“The water emergency is real and potentially dangerous – but we can all live with it if we follow the sensible advice of the East Bay Municipal Utility District. A pamphlet was mailed to water users last week setting forth some of the things everyone can do to conserve water.
Experts say that the shortage is going to get worse before it gets better, so it’s well to develop water saving habits now. The City is working with your Homeowners’ Association to distribute plastic bottles for insertion in toilet tanks to displace flush water and flow-reducers for faucets and showerheads. They’ll be available as long as the supply lasts.”
A recent article from the Times or the Chronicle? Minutes from the latest City Council meeting, perhaps?
Not exactly. The above passage was taken from the very first City Newsletter, from March 1977. Everything old is new again, eh?

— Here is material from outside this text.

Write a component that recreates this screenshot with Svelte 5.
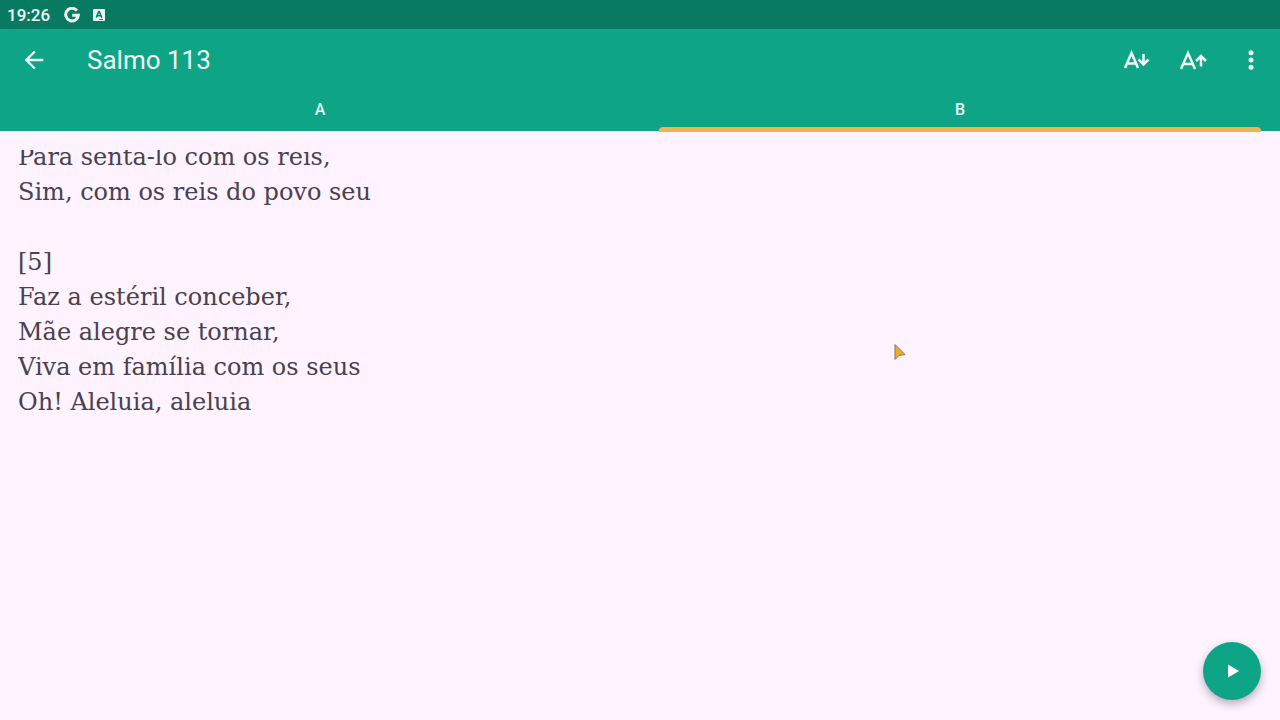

The severe drought was just one of the subjects covered in that very first newsletter, a simple double-sided sheet. Other matters of interest to the newly burgeoning city included:
Sales Tax – as a gesture of goodwill to the City, Pacific Refining turned over its 1% sales tax it collected for the fuel oil it produced at the plant — $500,000.
“The gesture was so unusual that it received widespread coverage in the press, wire services, radio and T.V. and was the subject of a segment on NBC’s ‘Today’ show on March 1.”
Cable TV – the City was in the process of accepting proposals to bring cable television to the community. The requirements – 20 channels, along with a public access station, to “make available to the viewer the broadest possible spectrum of available channels plus future capability for educational and informational programing by local groups.”
New School – the Richmond Unified School District announced plans to build a new elementary school, on Lupine near Violet. The City was also moving forward with plans to build a neighborhood park nearby. “Landscaping and turfing will be postponed, however, until the end of the water emergency.”
High Level Meetings – the City was planning a series of meetings with local and state officials to address issues of importance, including Highway 4 realignment, and doing something about “growth inhibiting regulations of State and Federal agencies which impair Hercules’ efforts to finance needed public improvements such as wastewater treatment and disposal.”
As an aside, so you can be a champion at the next trivia night, do you remember who our elected officials were?
County Supervisor: Nancy Fahden
State Assemblyman: John Knox
State Senator: John Nejedly
U.S. Representative: George Miller
U.S. Senators: S.I. Hayakawa and Alan Cranston
Speaking of elected officials, the first City Newsletter also reminded people to turn out for the upcoming election, and helpfully included where they could vote.
On Lotus Court. Yes, the young, bustling City of Hercules had all of one polling place.